PyFR has recently been impacted by several bugs in NumPy (well, actually OpenBLAS) which can cause deadlocks on start-up. Can you confirm your NumPy version? Additionally, would you be able to attach a debugger to a stalled rank so we can get a backtrace.

A known workaround (assuming you can not switch to a more recent version of NumPy) is to set OMP_NUM_THREADS=1. This isn’t ideal if you’re running with the OpenMP backend as it means you will now need to switch to one rank per core.

Regards, Freddie.

Freddie,

My NumPy version is 2.3.2. Could you confirm if this version is problematic and which version to switch to? I can work towards getting a debugger set up; in the meantime, I will submit a run with your workaround to see if it helps.

Thank you for your help.

From the bug report:

This is a known bad version.

Regards, Freddie.

1 Like

Just following up here to see if this resolved the issue?

Regards, Freddie.

Freddie,

I apologize for the delay; I’ve been waiting for the job to run. Yes, I can confirm that changing out of a bad NumPy version (from 2.3.2 to 2.4.0) has resolved this issue. Additionally, in the past I have noticed occasional freezes upon start-up or at an intermediate solving time when running smaller separate jobs simultaneously. Could I attribute these freezes to this NumPy bug or is there anything else I have to take into account when running multiple PyFR cases simultaneously?

Thank you.

I would say it is highly likely. The only other candidate would be a deadlock due to async file writing (we’ve had some reports of issues although it seems to be due to misconfigured systems).
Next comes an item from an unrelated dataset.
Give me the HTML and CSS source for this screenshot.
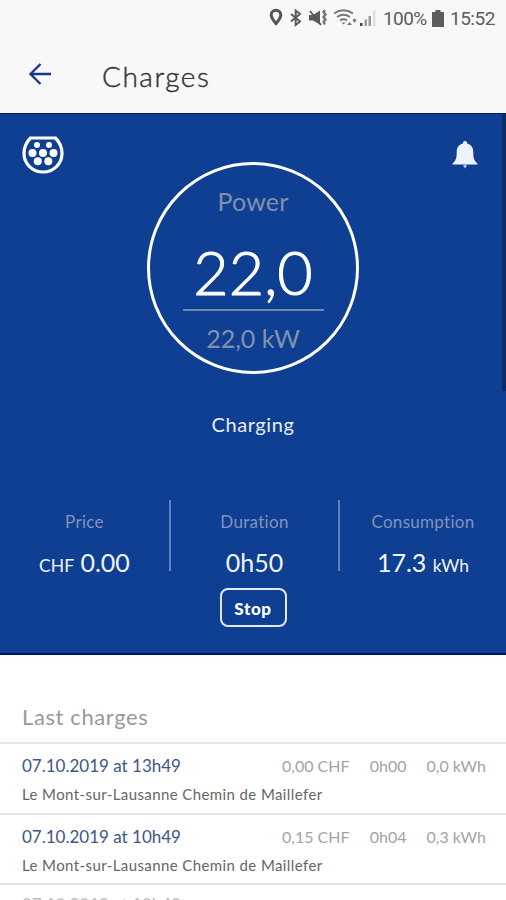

Note that there is a slight chance that another NumPy BLAS bug is lurking. When I get a reproducer I’ll report it to the NumPy team.

Regards, Freddie.

Thank you for the help! I will keep an eye out for further issues/updates regarding NumPy.

Strange, for me it’s the other way around (Numpy 2.4.0 hangs but 2.3.2 from Intel distribution works).
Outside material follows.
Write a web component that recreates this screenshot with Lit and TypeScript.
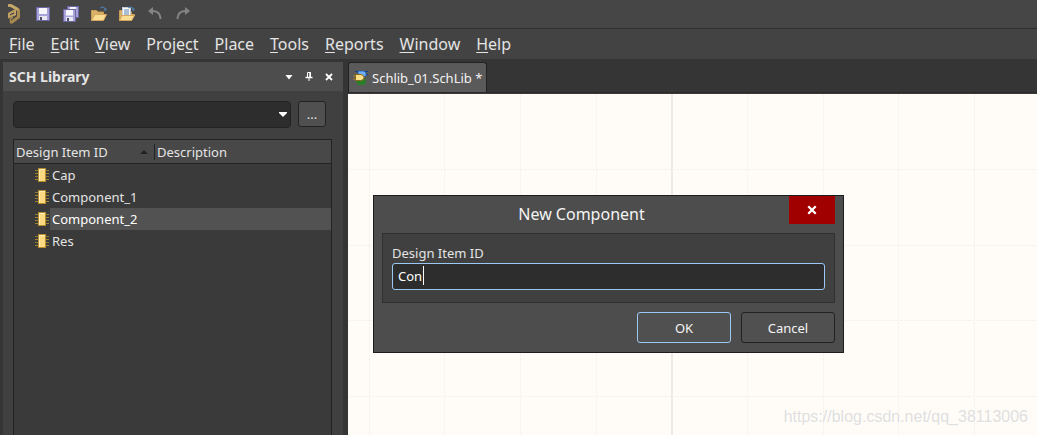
import { LitElement, html, svg, css } from "lit";
import { customElement, state } from "lit/decorators.js";

const MENUS: [string, string, string][] = [
  ["", "F", "ile"],
  ["", "E", "dit"],
  ["", "V", "iew"],
  ["Proje", "c", "t"],
  ["", "P", "lace"],
  ["", "T", "ools"],
  ["", "R", "eports"],
  ["", "W", "indow"],
  ["", "H", "elp"],
];

const PITCH = 227 / 3;

const logo = svg`<svg width="14" height="20" viewBox="0 0 14 20">
  <path d="M1.500 1.500 H4 L11.500 6 V13 L5 18 H3" fill="none" stroke="#a88a50" stroke-width="3"/>
  <path d="M1 1.500 H4 L11 5.500" fill="none" stroke="#c6aa6c" stroke-width="2.600"/>
  <path d="M8 6.500 L2 9.500 V13 L8 10.500 V5.500" fill="none" stroke="#bfa262" stroke-width="2"/>
  <path d="M3.500 18.500 V14.500 L6 13.500" fill="none" stroke="#a88a50" stroke-width="1.500"/>
</svg>`;

const disk = (x: number, y: number, s: number) => svg`<g transform="translate(${x} ${y})">
  <rect x="0.5" y="0.5" width=${s - 1} height=${s - 1} fill="#a9a3dc" stroke="#6a67a3"/>
  <rect x="3" y="1" width=${s - 6} height=${s / 2 - 1} fill="#f7f7fb"/>
  <rect x="3" y=${s - 5} width=${s - 6} height="4" fill="#e8e8f2"/>
  <rect x="4" y=${s - 4} width="2" height="3" fill="#4b4b62"/>
</g>`;

const save = svg`<svg width="16" height="16" viewBox="0 0 16 16">${disk(1, 1, 14)}</svg>`;
const saveAll = svg`<svg width="16" height="16" viewBox="0 0 16 16">${disk(4, 0, 12)}${disk(0, 3, 13)}</svg>`;
const folder = svg`
  <path d="M0.5 14.5 V4.5 H5.5 L7 6 H12.5 V9" fill="#d9b168" stroke="#c99d55"/>
  <path d="M0.5 14.5 L4 8.5 H15.5 L12.5 14.5 Z" fill="#fbdc93" stroke="#d5a65c"/>`;
const arrow = svg`<path d="M9.5 2 C11.5 0.5 13.5 1 14.5 3.5" fill="none" stroke="#4d7ea6" stroke-width="1.2"/>
  <path d="M12.6 3 L16 2.6 L14.6 5.6 Z" fill="#4d7ea6"/>`;
const openFile = svg`<svg width="16" height="16" viewBox="0 0 16 16">${folder}${arrow}</svg>`;
const openDoc = svg`<svg width="16" height="16" viewBox="0 0 16 16">${folder}
  <rect x="3.5" y="1.5" width="8" height="9" fill="#fafafa" stroke="#c7d0da"/>
  <path d="M5 4 H10 M5 6 H10 M5 8 H10" stroke="#5b83b3"/>
  <path d="M0.5 14.5 L3 9.5 H15.5 L12.5 14.5 Z" fill="#fbdc93" stroke="#d5a65c"/>${arrow}</svg>`;
const undo = svg`<svg width="16" height="16" viewBox="0 0 16 16">
  <path d="M4 5 C10 4.5 13 7 13.500 13" fill="none" stroke="#858585" stroke-width="2"/>
  <path d="M1 5 L6 1 V9 Z" fill="#858585"/></svg>`;
const redo = svg`<svg width="16" height="16" viewBox="0 0 16 16">
  <path d="M12 5 C6 4.500 3 7 2.500 13" fill="none" stroke="#858585" stroke-width="2"/>
  <path d="M15 5 L10 1 V9 Z" fill="#858585"/></svg>`;
const cross = (size: number) => svg`<svg width=${size} height=${size} viewBox="0 0 8 8">
  <path d="M1 1 L7 7 M7 1 L1 7" stroke="#fff" stroke-width="1.8"/></svg>`;
const chip = svg`<svg width="14" height="14" viewBox="0 0 14 14">
  <path d="M0 2.5 H14 M0 8.5 H14" stroke="#8d7a35"/>
  <path d="M0 5.5 H14 M0 11.5 H14" stroke="#a3852f"/>
  <rect x="3.5" y="0.5" width="7" height="13" fill="#fbd983" stroke="#b78c2c"/>
  <path d="M4.500 13 V1.500 H10" fill="none" stroke="#fdeebd"/></svg>`;
const docIcon = svg`<svg width="16" height="16" viewBox="0 0 16 16">
  <path d="M4 9 H13 V13 L11 15 H5 L3 12 Z" fill="#2c7d2a"/>
  <path d="M2 1.500 H15 M12 4.500 H15" stroke="#123f8c" stroke-width="1.200"/>
  <path d="M5 1 H11 Q14 2 13 6 L10 7 L5 4 Z" fill="#6fb0f5" stroke="#1c56ad" stroke-width="0.800"/>
  <path d="M0 6 H3 M0 9 H3" stroke="#a8842a" stroke-width="1.200"/>
  <path d="M2.500 4.500 H8 Q11 5 11 7.500 Q11 10 8 10.500 H2.500 Z" fill="#fbe08a" stroke="#8a6a1a"/></svg>`;

@customElement("app-root")
export class AppRoot extends LitElement {
  @state() private items = ["Cap", "Component_1", "Component_2", "Res"];
  @state() private selected = 2;

  static styles = css`
    * { box-sizing: border-box; }
    :host {
      display: flex;
      flex-direction: column;
      height: 100vh;
      overflow: hidden;
      background: #353535;
      color: #e4e4e4;
      font: 13px/22px "Noto Sans", "Open Sans", sans-serif;
    }
    svg { display: block; }
    button, input, select { font: inherit; color: inherit; margin: 0; padding: 0; outline: none; }
    .plain { background: none; border: 0; }
    .toolbar {
      display: flex;
      align-items: center;
      gap: 12px;
      flex: none;
      height: 29px;
      padding-left: 7px;
      background: #464646;
      border-bottom: 1px solid #2f2f2f;
    }
    .brand { margin-right: 2px; }
    .menubar {
      display: flex;
      gap: 16px;
      flex: none;
      height: 30px;
      padding-left: 9px;
      background: #434343;
      font-size: 16px;
      line-height: 30px;
    }
    .menubar u { text-underline-offset: 2px; text-decoration-thickness: 1px; text-decoration-skip-ink: none; }
    .workspace { display: flex; flex: 1; min-height: 0; gap: 5px; padding: 3px 0 0 3px; }
    .panel { display: flex; flex-direction: column; width: 340px; flex: none; background: #404040; }
    .panel-head {
      display: flex;
      align-items: center;
      gap: 12px;
      height: 29px;
      padding: 0 10px 0 6px;
      background: #4d4d4d;
    }
    .panel-head h2 { flex: 1; margin: 0; font-size: 14px; font-weight: 700; }
    .filter { display: flex; gap: 7px; padding: 10px 17px 0 10px; }
    .combo { position: relative; flex: 1; }
    .combo select {
      display: block;
      width: 100%;
      height: 27px;
      appearance: none;
      background: #2d2d2d;
      border: 1px solid #222;
      border-radius: 4px;
    }
    .combo svg { position: absolute; right: 4px; top: 11px; pointer-events: none; }
    .more {
      width: 28px;
      height: 26px;
      background: #505050;
      border: 1px solid #222;
      border-radius: 3px;
      line-height: 24px;
    }
    .list { flex: 1; margin: 11px 11px 0 10px; border: 1px solid #232323; border-bottom: 0; background: #3a3a3a; }
    table { width: 100%; border-spacing: 0; table-layout: fixed; }
    th {
      height: 24px;
      padding: 1px 0 0 2px;
      background: #484848;
      border-bottom: 1px solid #232323;
      font-weight: 400;
      line-height: 22px;
      text-align: left;
    }
    .id-col { width: 141px; }
    .sort { display: flex; align-items: center; justify-content: space-between; height: 16px; padding-right: 6px; border-right: 1px solid #232323; }
    td { height: 22px; padding: 0; }
    .item { display: flex; align-items: center; gap: 1px; padding-left: 21px; line-height: 22px; }
    .item span { flex: 1; padding-left: 2px; }
    .on td, .on span { background: #525252; color: #fff; }
    .on td:first-child { background: none; }
    .editor { display: flex; flex-direction: column; flex: 1; min-width: 0; }
    .tabs { display: flex; height: 31px; align-items: flex-start; border-bottom: 1px solid #2b2b2b; }
    .tab {
      display: flex;
      align-items: center;
      gap: 3px;
      height: 30px;
      padding: 0 4px;
      background: #5a5a5a;
      border: 1px solid #222;
      border-bottom: 0;
      border-radius: 3px 3px 0 0;
      color: #f2f2f2;
    }
    .canvas { position: relative; flex: 1; overflow: hidden; background: #fffcf7; border-top: 1px solid #3a3a3a; }
    .grid { width: 100%; height: 100%; }
    .mark {
      position: absolute;
      right: 9px;
      bottom: 6px;
      color: #e0dfdd;
      font: 16px/24px "Liberation Sans", Arial, sans-serif;
      text-shadow: 1px 1px 0 #fff;
    }
    .dialog {
      position: absolute;
      left: 25px;
      top: 101px;
      width: 471px;
      padding: 0 8px 9px;
      background: #4d4d4d;
      border: 1px solid #1c1c1c;
    }
    .title { display: grid; grid-template-columns: 1fr 46px; height: 37px; }
    .title h1 { margin: 0; padding-right: 8px; font-size: 16px; font-weight: 400; line-height: 37px; text-align: center; color: #f4f4f4; }
    .close { display: grid; place-items: center; height: 28px; background: #a00000; border: 0; }
    .group { padding: 9px 9px 12px; background: #404040; border: 1px solid #303030; }
    .group label { display: block; line-height: 20px; }
    .entry { position: relative; }
    .caret { position: absolute; left: 31px; top: 3px; width: 1px; height: 19px; background: #fff; pointer-events: none; }
    .field:focus + .caret { display: none; }
    .field {
      display: block;
      width: 100%;
      height: 27px;
      padding: 0 5px 2px;
      background: #2d2d2d;
      border: 1px solid #9cc8f5;
      border-radius: 3px;
      color: #fff;
    }
    .actions { display: flex; justify-content: flex-end; gap: 10px; padding-top: 9px; }
    .actions button { width: 94px; height: 31px; background: #505050; border: 1px solid #222; border-radius: 3px; color: #f4f4f4; }
    .actions .primary { border-color: #9cc8f5; }
  `;

  private grid() {
    const n = Array.from({ length: 40 }, (_, i) => i);
    return html`<svg class="grid" aria-hidden="true">
      ${n.map((i) => {
        const x = Math.round(20.5 + i * PITCH);
        return i % 10 === 4
          ? svg`<line x1=${x + 1} y1="0" x2=${x + 1} y2="100%" stroke="#ecebe7" stroke-width="2"/>`
          : svg`<line x1=${x + 0.5} y1="0" x2=${x + 0.5} y2="100%" stroke="#f3f2ef" stroke-dasharray="3 1"/>`;
      })}
      ${n.map((i) => {
        const y = Math.round(75 + i * PITCH) + 0.5;
        return svg`<line x1="0" y1=${y} x2="100%" y2=${y} stroke="#f3f2ef" stroke-dasharray="3 1"/>`;
      })}
    </svg>`;
  }

  render() {
    return html`
      <header class="toolbar">
        <span class="brand">${logo}</span>
        <button class="plain" aria-label="Save">${save}</button>
        <button class="plain" aria-label="Save All">${saveAll}</button>
        <button class="plain" aria-label="Open">${openFile}</button>
        <button class="plain" aria-label="Open Document">${openDoc}</button>
        <button class="plain" aria-label="Undo">${undo}</button>
        <button class="plain" aria-label="Redo">${redo}</button>
      </header>
      <nav class="menubar">
        ${MENUS.map(([a, k, b]) => html`<button class="plain">${a}<u>${k}</u>${b}</button>`)}
      </nav>
      <main class="workspace">
        <section class="panel">
          <div class="panel-head">
            <h2>SCH Library</h2>
            <button class="plain" aria-label="Panel menu">
              <svg width="8" height="8" viewBox="0 0 8 8"><path d="M0.500 2 H7.500 L4 6.500 Z" fill="#fff"/></svg>
            </button>
            <button class="plain" aria-label="Pin">
              <svg width="8" height="9" viewBox="0 0 8 9"><path d="M2.500 5 V0.500 H5.500 V5 M4 5 V9" fill="none" stroke="#fff"/><path d="M5 0 V5 M0.500 5.500 H7.500" stroke="#fff" stroke-width="1.500"/></svg>
            </button>
            <button class="plain" aria-label="Close panel">${cross(8)}</button>
          </div>
          <div class="filter">
            <div class="combo">
              <select aria-label="Filter"><option></option></select>
              <svg width="8" height="5" viewBox="0 0 8 5"><path d="M0 0 H8 V1 L4 5 L0 1 Z" fill="#fff"/></svg>
            </div>
            <button class="more" aria-label="More filters">...</button>
          </div>
          <div class="list">
            <table>
              <thead>
                <tr>
                  <th class="id-col"><div class="sort">Design Item ID
                    <svg width="8" height="4" viewBox="0 0 8 4"><path d="M4 0 L8 4 H0 Z" fill="#222"/></svg></div></th>
                  <th>Description</th>
                </tr>
              </thead>
              <tbody>
                ${this.items.map((name, i) => html`
                  <tr class=${i === this.selected ? "on" : ""} @click=${() => (this.selected = i)}>
                    <td><div class="item">${chip}<span>${name}</span></div></td>
                    <td></td>
                  </tr>`)}
              </tbody>
            </table>
          </div>
        </section>
        <section class="editor">
          <div class="tabs">
            <button class="tab">${docIcon}Schlib_01.SchLib *</button>
          </div>
          <div class="canvas">
            ${this.grid()}
            <span class="mark">https://blog.csdn.net/qq_38113006</span>
            <form class="dialog" role="dialog" aria-labelledby="title" @submit=${(e: Event) => e.preventDefault()}>
              <div class="title">
                <h1 id="title">New Component</h1>
                <button type="button" class="close" aria-label="Close">${cross(10)}</button>
              </div>
              <div class="group">
                <label for="item-id">Design Item ID</label>
                <div class="entry">
                  <input id="item-id" class="field" type="text" value="Con" />
                  <span class="caret"></span>
                </div>
              </div>
              <div class="actions">
                <button class="primary">OK</button>
                <button type="button">Cancel</button>
              </div>
            </form>
          </div>
        </section>
      </main>
    `;
  }
}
Edit; I notice the GitHub issue linked above. If it is openblas related, then that might explain why the numpy from Intel worked (I assume it uses MKL).

Can you attach a debugger for a case where 2.4.0 hangs and then get a backtrace? This will let you open up an issue on the NumPy repository.

Yes, I do expect Intel to build against MKL which does not have the same threading issues as OpenBLAS.

Regards, Freddie.

I have also been experiencing issues again (on 2.4.0) and am currently ruling out if these are system related stability issues. I will update this thread if I find more definitively that this is numpy related.

Did you have any luck catching NumPy hanging?

Regards, Freddie.

So far, no. I have not observed any hanging from my moderately sized cases; the largest case I have, which experienced the most hanging, has yet to leave the system job queue. The system’s stability issues appear to have been resolved so the next hang I get will likely indicate a NumPy issue (on 2.4.0) and I will follow up with a debugger.

Thank you, Jay